In vitro buffering capacity of cardiac and skeletal muscle tissue in normotensive and hypertensive rats. Assessment using PCO 2 equilibration of homogenates

Abstract

Experiments were performed to assess the in vitro buffering capacity (physicochemical buffering) of cardiac and skeletal muscle tissue in normotensive and hypertensive rats using the techniques of PCO 2 equilibration of tissue homogenates. We have previously shown (Oldershaw PJ, Cameron IR. Int J Cardiol 1988;18:131–141 and Int J Cardiol 1988;18:143–149) that the ability of myocardial cells to regulate intracellular pH is improved in association with left ventricular hypertrophy (induced by experimental hypertension) and this study purports to investigate the role of physicochemical buffering in this improved control.

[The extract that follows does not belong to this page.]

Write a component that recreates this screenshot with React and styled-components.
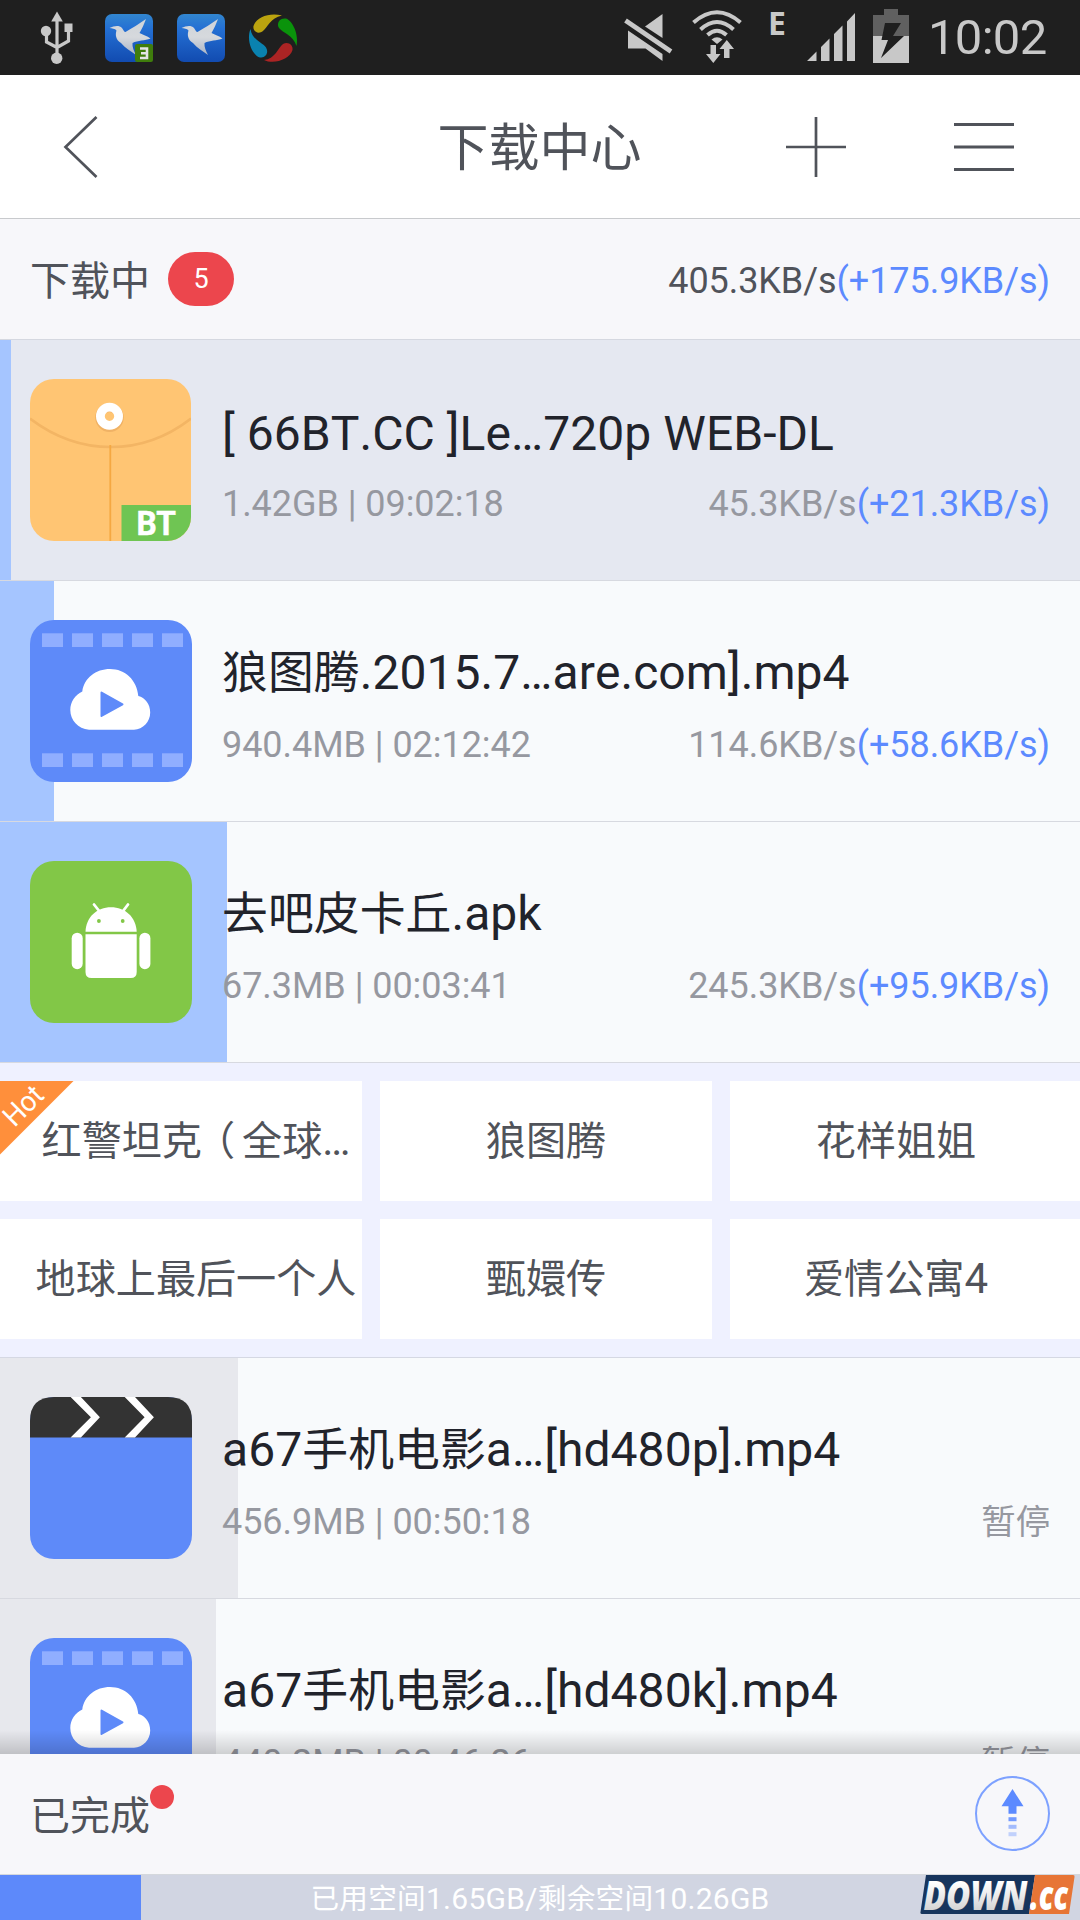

Rats were made hypertensive using the technique of sub-diaphragmatic aortic constriction and left for 1 or 4 weeks at which time samples of left ventricular and skeletal muscle tissue were taken for analysis; sham-operated animals were used as controls. The tissue was homogenised and in vitro buffering capacity assessed using PCO 2 equilibration. The slope of the log PCO 2-pH plot was calculated for each tissue and taken as a measure of buffering capacity. In control animals, in vitro buffering was greater in skeletal than cardiac muscle (slopes 1.89 ± 0.5 cf. 1.64 ± 0.06 P < 0.05). In association with hypertension of 1 or 4 weeks duration the buffering capacity of left ventricular tissue increased to 2.00 ± 0.08 ( P < 0.01) at 1 week and to 2.05 ± 0.06 ( P < 0.01) at 4 weeks. There was no comparable change in the buffering capacity of skeletal muscle tissue. At least part of the observed in vivo changes in intracellular pH control may therefore be explicable on the basis of improved intracellular physicochemical buffering.